Nearly a Quarter of Cancers Undetected until Emergency Admission

November 17, 2010

Posted by:Suzanne Trask

Figures show 'alarmingly high' number of patients only diagnosed with cancer when admitted to hospital in emergency. Nearly a quarter of all cancer cases in England went undetected until patients were admitted to hospital in an emergency, according to a study.

Figures from the National Cancer Intelligence Network research were worse for sufferers of acute leukaemia and brain cancer. More than half were discovered at a critical stage.

Pensioners and those under 25 were most likely to be diagnosed with cancer during emergency procedures, while those on low incomes were more likely to suffer from late detection than those who were well off.

The study by NCIN found that people whose cancer was detected at an emergency stage were more likely to be die within a year than those whose illness was discovered earlier. It was compiled by examining all patients diagnosed with cancer in England in 2007 and examining at what stage it was diagnosed.

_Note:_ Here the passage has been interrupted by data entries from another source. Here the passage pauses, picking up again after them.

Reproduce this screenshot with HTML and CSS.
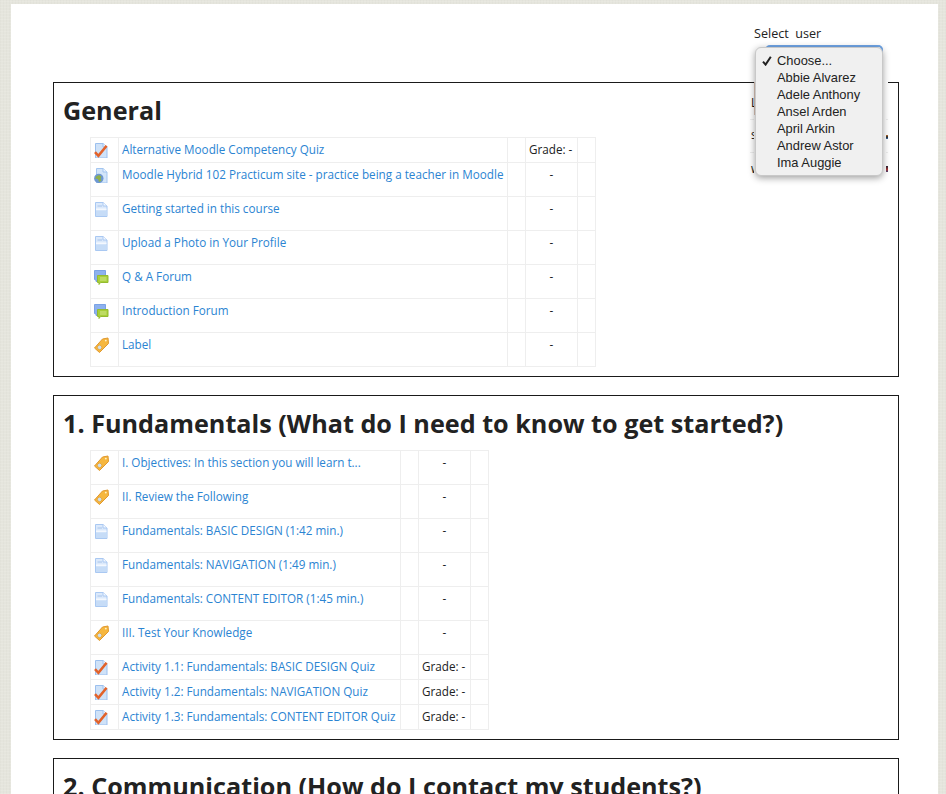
FILE: index.html
```html
<!DOCTYPE html>
<html lang="en">
<head>
<meta charset="utf-8">
<title>Course grades</title>
<link rel="stylesheet" href="styles.css">
</head>
<body>
<svg class="defs" width="0" height="0" aria-hidden="true">
  <symbol id="i-quiz" viewBox="0 0 16 16">
    <path d="M1.5 1.5H9L13 5V16H1.5Z" fill="#cfe2f8" stroke="#9cc0ee"/>
    <path d="M9 1.5V5H13" fill="#eaf3fd" stroke="#9cc0ee"/>
    <path d="M1 10.2 4.4 13.8 12.6 3.8" fill="none" stroke="#e2622a" stroke-width="2.6"/>
  </symbol>
  <symbol id="i-url" viewBox="0 0 16 16">
    <path d="M2.5 1.5H9L13 5V16H2.5Z" fill="#d3e5f9" stroke="#a3c5f0"/>
    <path d="M9 1.5V5H13" fill="#eaf3fd" stroke="#a3c5f0"/>
    <circle cx="4.8" cy="11.4" r="4.7" fill="#6d97d2"/>
    <path d="M2 9.5 5 8 7.5 9.5 6.5 11.5 7.5 13.8 5 15 4 12 1.2 11.5Z" fill="#8fb04a"/>
  </symbol>
  <symbol id="i-page" viewBox="0 0 16 16">
    <path d="M1.5 1.5H9L13 5V15.5H1.5Z" fill="#dbe9fb" stroke="#a9c8f2"/>
    <path d="M9 1.5V5H13" fill="#f4f8fe" stroke="#a9c8f2"/>
    <path d="M3.5 5H8" stroke="#a8c4ea"/>
    <path d="M2 7.5H12.5V9H2Z" fill="#f4f8fe"/>
    <path d="M2 9.5H12.5V15H2Z" fill="#c6dcf7"/>
  </symbol>
  <symbol id="i-forum" viewBox="0 0 16 16">
    <path d="M.5 1.5H11.5V10.5H3.5L2.5 13 1.5 10.5H.5Z" fill="#8db1ee" stroke="#7ba2e4"/>
    <path d="M3.5 6.5H14V13.5H6.5L5 15.5V13.5H3.5Z" fill="#a8cf3a" stroke="#94bb30"/>
    <path d="M6 9H12.5M6 11H12.5" stroke="#d4e88e"/>
  </symbol>
  <symbol id="i-label" viewBox="0 0 16 16">
    <path d="M8.5 2 14 1 14.5 6.5 5.5 15.5 .5 11Z" fill="#f6b73e" stroke="#e0982e" stroke-linejoin="round"/>
    <circle cx="5.6" cy="10.4" r="2.3" fill="#cfe0ee" stroke="#eaa93a"/>
    <circle cx="11.8" cy="3.6" r=".9" fill="#fff2cc"/>
  </symbol>
</svg>

<div class="page">
  <header class="top">
    <div class="picker">
      <label class="picker-label">Select&nbsp; user</label>
      <div class="peek-row">
        <span class="peek-letter peek-s">s</span>
      </div>
      <span class="peek-letter peek-l">L</span>
      <span class="peek-letter peek-w">w</span>
      <div class="shim"></div>
      <div class="peek-tan"></div>
      <div class="peek-stub"></div>
      <div class="peek-bit peek-bit-a"></div>
      <div class="peek-bit peek-bit-b"></div>
      <div class="select-ring"></div>
      <div class="menu">
        <div class="menu-item menu-item-on">
          <svg class="tick" viewBox="0 0 10 10" width="10" height="10"><path d="M1 5.6 3.6 8.6 8.8 .8" fill="none" stroke="#222" stroke-width="2"/></svg>
          Choose...
        </div>
        <div class="menu-item">Abbie Alvarez</div>
        <div class="menu-item">Adele Anthony</div>
        <div class="menu-item">Ansel Arden</div>
        <div class="menu-item">April Arkin</div>
        <div class="menu-item">Andrew Astor</div>
        <div class="menu-item">Ima Auggie</div>
      </div>
    </div>
  </header>

  <section class="sec">
    <h2 class="sec-title">General</h2>
    <table class="grid grid-wide">
      <colgroup><col class="c-icon"><col class="c-name"><col class="c-gap"><col class="c-grade"><col class="c-end"></colgroup>
      <tr><td><svg class="ico"><use href="#i-quiz"/></svg></td><td><a href="#">Alternative Moodle Competency Quiz</a></td><td></td><td class="g gr">Grade: -</td><td></td></tr>
      <tr class="tall"><td><svg class="ico"><use href="#i-url"/></svg></td><td><a href="#">Moodle Hybrid 102 Practicum site - practice being a teacher in Moodle</a></td><td></td><td class="g">-</td><td></td></tr>
      <tr class="tall"><td><svg class="ico"><use href="#i-page"/></svg></td><td><a href="#">Getting started in this course</a></td><td></td><td class="g">-</td><td></td></tr>
      <tr class="tall"><td><svg class="ico"><use href="#i-page"/></svg></td><td><a href="#">Upload a Photo in Your Profile</a></td><td></td><td class="g">-</td><td></td></tr>
      <tr class="tall"><td><svg class="ico"><use href="#i-forum"/></svg></td><td><a href="#">Q &amp; A Forum</a></td><td></td><td class="g">-</td><td></td></tr>
      <tr class="tall"><td><svg class="ico"><use href="#i-forum"/></svg></td><td><a href="#">Introduction Forum</a></td><td></td><td class="g">-</td><td></td></tr>
      <tr class="tall"><td><svg class="ico"><use href="#i-label"/></svg></td><td><a href="#">Label</a></td><td></td><td class="g">-</td><td></td></tr>
    </table>
  </section>

  <section class="sec">
    <h2 class="sec-title">1. Fundamentals (What do I need to know to get started?)</h2>
    <table class="grid grid-narrow">
      <colgroup><col class="c-icon"><col class="c-name-n"><col class="c-gap"><col class="c-grade"><col class="c-end"></colgroup>
      <tr class="tall"><td><svg class="ico"><use href="#i-label"/></svg></td><td><a href="#">I. Objectives: In this section you will learn t...</a></td><td></td><td class="g">-</td><td></td></tr>
      <tr class="tall"><td><svg class="ico"><use href="#i-label"/></svg></td><td><a href="#">II. Review the Following</a></td><td></td><td class="g">-</td><td></td></tr>
      <tr class="tall"><td><svg class="ico"><use href="#i-page"/></svg></td><td><a href="#">Fundamentals: BASIC DESIGN (1:42 min.)</a></td><td></td><td class="g">-</td><td></td></tr>
      <tr class="tall"><td><svg class="ico"><use href="#i-page"/></svg></td><td><a href="#">Fundamentals: NAVIGATION (1:49 min.)</a></td><td></td><td class="g">-</td><td></td></tr>
      <tr class="tall"><td><svg class="ico"><use href="#i-page"/></svg></td><td><a href="#">Fundamentals: CONTENT EDITOR (1:45 min.)</a></td><td></td><td class="g">-</td><td></td></tr>
      <tr class="tall"><td><svg class="ico"><use href="#i-label"/></svg></td><td><a href="#">III. Test Your Knowledge</a></td><td></td><td class="g">-</td><td></td></tr>
      <tr><td><svg class="ico"><use href="#i-quiz"/></svg></td><td><a href="#">Activity 1.1: Fundamentals: BASIC DESIGN Quiz</a></td><td></td><td class="g gr">Grade: -</td><td></td></tr>
      <tr><td><svg class="ico"><use href="#i-quiz"/></svg></td><td><a href="#">Activity 1.2: Fundamentals: NAVIGATION Quiz</a></td><td></td><td class="g gr">Grade: -</td><td></td></tr>
      <tr><td><svg class="ico"><use href="#i-quiz"/></svg></td><td><a href="#">Activity 1.3: Fundamentals: CONTENT EDITOR Quiz</a></td><td></td><td class="g gr">Grade: -</td><td></td></tr>
    </table>
  </section>

  <section class="sec">
    <h2 class="sec-title">2. Communication (How do I contact my students?)</h2>
  </section>
</div>
</body>
</html>
```

FILE: styles.css
```css
html, body {
  margin: 0;
  height: 794px;
  overflow: hidden;
}
body {
  background-color: #e5e5dd;
  background-image:
    repeating-linear-gradient(0deg, rgba(255,255,255,.1) 0 1px, transparent 1px 3px),
    repeating-linear-gradient(90deg, rgba(120,120,100,.03) 0 1px, transparent 1px 3px);
  font-family: "Open Sans", sans-serif;
  font-size: 11.7px;
  color: #222;
}
.defs { position: absolute; }
.page {
  margin: 4px 8px 0 11px;
  padding: 0 39px 0 42px;
  background: #fff;
  height: 790px;
  overflow: hidden;
}
.top {
  height: 78px;
  display: flex;
  justify-content: flex-end;
  padding-top: 21px;
  box-sizing: border-box;
}
.picker {
  position: relative;
  z-index: 2;
  width: 145px;
  height: 20px;
}
.picker-label {
  display: block;
  font-size: 12.6px;
  line-height: 17px;
  color: #222;
}
.shim {
  position: absolute;
  left: 0;
  top: 22px;
  width: 134px;
  height: 158px;
  background: #fff;
}
.peek-row {
  position: absolute;
  left: -4px;
  top: 94px;
  width: 10px;
  height: 32px;
  border-top: 1px solid #eee;
  border-bottom: 1px solid #eee;
}
.peek-letter {
  position: absolute;
  line-height: 16px;
  color: #111;
}
.peek-s { left: 1px; top: 6px; }
.peek-l { left: -3px; top: 69px; }
.peek-w { left: -3px; top: 135px; }
.peek-tan {
  position: absolute;
  left: 0;
  top: 57px;
  width: 2px;
  height: 33px;
  background: #dcc6b8;
}
.peek-stub {
  position: absolute;
  left: 132px;
  top: 94px;
  width: 2px;
  height: 32px;
  border-top: 1px solid #eee;
  border-bottom: 1px solid #eee;
}
.peek-bit {
  position: absolute;
  left: 132px;
  width: 2px;
  background: linear-gradient(#c9772e, #222 50%, #3a6fb0);
}
.peek-bit-a { top: 110px; height: 4px; }
.peek-bit-b { top: 141px; height: 6px; background: linear-gradient(#223, #a33 60%, #447); }
.select-ring {
  position: absolute;
  left: 11px;
  top: 20px;
  width: 118px;
  height: 26px;
  border-radius: 5px;
  background: #fff;
  box-shadow: inset 0 2px 0 #6fa5e6, inset -2px 0 0 #8cb8ec;
}
.menu {
  position: absolute;
  left: 1px;
  top: 22px;
  width: 128px;
  height: 129px;
  box-sizing: border-box;
  padding-top: 4px;
  background: #f0f0f0;
  border: 1px solid #c8c8c8;
  border-radius: 6px;
  box-shadow: 0 2px 7px rgba(0,0,0,.38);
  font-family: "Liberation Sans", Arial, sans-serif;
  font-size: 12.9px;
  color: #222;
}
.menu-item {
  position: relative;
  line-height: 17px;
  padding-left: 21px;
}
.tick {
  position: absolute;
  left: 6px;
  top: 4px;
}
.sec {
  border: 1px solid #1a1a1a;
  padding: 9px 9px 9px;
  margin-bottom: 18px;
}
.sec-title {
  margin: 0 0 9px;
  font-size: 25.2px;
  line-height: 36px;
  font-weight: 700;
  color: #222;
}
.grid {
  margin-left: 27px;
  border-collapse: collapse;
  table-layout: fixed;
}
.grid-wide { width: 505px; }
.grid-narrow { width: 398px; }
.c-icon { width: 28px; }
.c-name { width: 389px; }
.c-name-n { width: 282px; }
.c-gap { width: 18px; }
.c-grade { width: 52px; }
.c-end { width: 18px; }
.grid td {
  border: 1px solid #eee;
  padding: 3px 3px 5px;
  line-height: 16px;
  vertical-align: top;
  white-space: nowrap;
  overflow: hidden;
}
.grid .tall td { padding-bottom: 14px; }
.grid td.g { text-align: center; color: #222; }
.grid td.gr { padding-right: 5px; }
.grid a {
  color: #2b84d2;
  text-decoration: none;
}
.ico {
  display: block;
  width: 16px;
  height: 16px;
  margin-top: 1px;
  margin-bottom: -1px;
}
```
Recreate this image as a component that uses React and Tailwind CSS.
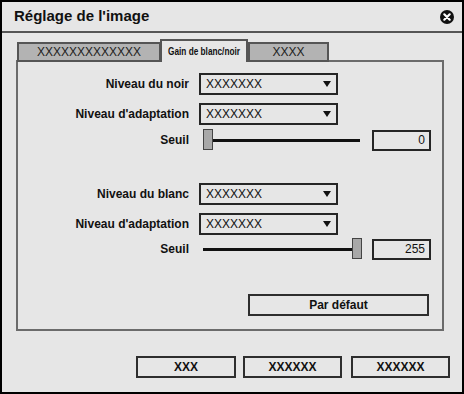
import React from "react";

const font = "font-['Liberation_Sans',Arial,Helvetica,sans-serif]";

const Arrow = () => (
    <svg width="8" height="6" viewBox="0 0 8 6" className="shrink-0">
        <path d="M0 0 H8 L4 6 Z" fill="#111" />
    </svg>
);

const Select = ({ value }) => (
    <div className="w-[139px] h-[22px] border-2 border-[#262626] bg-[#e6e6e6] flex items-center justify-between pl-[5px] pr-[5px] text-[12px] text-[#111]">
        <span>{value}</span>
        <Arrow />
    </div>
);

const Label = ({ children }) => (
    <div className="w-[171px] text-right text-[12px] font-bold text-[#111] pr-0">{children}</div>
);

const Row = ({ label, children, className = "" }) => (
    <div className={`flex items-center gap-[10px] ${className}`}>
        <Label>{label}</Label>
        {children}
    </div>
);

const Slider = ({ value }) => {
    const left = (value / 255) * 149;
    return (
        <div className="relative ml-[4px] w-[159px] h-[22px] flex items-center">
            <div className="w-[157px] h-[3px] bg-[#111]" />
            <div
                className="absolute top-0 w-[10px] h-[21px] bg-[#a8a8a8] border border-[#444]"
                style={{ left }}
            />
        </div>
    );
};

const NumBox = ({ value }) => (
    <div className="w-[59px] h-[21px] border-2 border-[#262626] bg-[#e6e6e6] flex items-center justify-end pr-[4px] text-[12px] text-[#111]">
        {value}
    </div>
);

const Button = ({ children, className = "" }) => (
    <div className={`h-[22px] border-2 border-[#2e2e2e] bg-[#e6e6e6] flex items-center justify-center text-[12px] font-bold text-[#111] ${className}`}>
        {children}
    </div>
);

export default function App() {
    return (
        <div className={`w-[464px] h-[394px] border-2 border-black bg-[#e6e6e6] flex flex-col ${font}`}>
            {/* Title */}
            <div className="h-[31px] border-b-2 border-[#555] flex items-center justify-between pl-[12px] pr-[8px]">
                <span className="text-[15px] font-bold text-[#111]">Réglage de l'image</span>
                <svg width="14" height="14" viewBox="0 0 14 14">
                    <circle cx="7" cy="7" r="7" fill="#111" />
                    <path d="M4.3 4.3 L9.7 9.7 M9.7 4.3 L4.3 9.7" stroke="#fff" strokeWidth="2.2" strokeLinecap="round" />
                </svg>
            </div>

            {/* Tabs */}
            <div className="ml-[15px] mt-[6px] flex items-end relative z-10 -mb-[2px]">
                <div className="w-[144px] h-[20px] border-2 border-[#555] bg-[#b3b3b3] flex items-center justify-center text-[12px] text-[#222]">
                    XXXXXXXXXXXXX
                </div>
                <div className="w-[88px] h-[23px] border-2 border-b-0 border-[#555] bg-[#e6e6e6] -ml-[1px] flex items-center justify-center overflow-hidden">
                    <span className="inline-block scale-x-75 text-[11px] font-bold text-[#111] whitespace-nowrap pb-[1px]">Gain de blanc/noir</span>
                </div>
                <div className="w-[81px] h-[20px] border-2 border-[#555] bg-[#b3b3b3] flex items-center justify-center text-[12px] text-[#222]">
                    XXXX
                </div>
            </div>

            {/* Panel */}
            <div className="ml-[14px] w-[428px] h-[271px] border-2 border-[#6b6b6b] flex flex-col pt-[11px]">
                <Row label="Niveau du noir"><Select value="XXXXXXX" /></Row>
                <Row label="Niveau d'adaptation" className="mt-[8px]"><Select value="XXXXXXX" /></Row>
                <Row label="Seuil" className="mt-[4px]">
                    <Slider value={0} />
                    <NumBox value="0" />
                </Row>

                <Row label="Niveau du blanc" className="mt-[32px]"><Select value="XXXXXXX" /></Row>
                <Row label="Niveau d'adaptation" className="mt-[8px]"><Select value="XXXXXXX" /></Row>
                <Row label="Seuil" className="mt-[3px]">
                    <Slider value={255} />
                    <NumBox value="255" />
                </Row>

                <div className="flex justify-end mt-[34px] pr-[13px]">
                    <Button className="w-[181px]">Par défaut</Button>
                </div>
            </div>

            {/* Footer */}
            <div className="flex justify-end gap-[7px] mt-[25px] pr-[12px]">
                <Button className="w-[100px]">XXX</Button>
                <Button className="w-[99px]">XXXXXX</Button>
                <Button className="w-[99px] ml-[2px]">XXXXXX</Button>
            </div>
        </div>
    );
}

The NCIN, an initiative working to improve standards of care, found a huge disparity between different cancer types, with only 3% of skin cancer cases going undetected until an emergency stage, compared with 58% of brain cancers.

Breast cancer was the most common cancer type, representing 13% of the 225,965 diagnoses made in 2007. The number of cancer diagnoses being made on the basis of emergency presentations was described by Cancer Research UK as "alarmingly high". This statistic may help to explain why we have lower survival rates than other countries in Europe.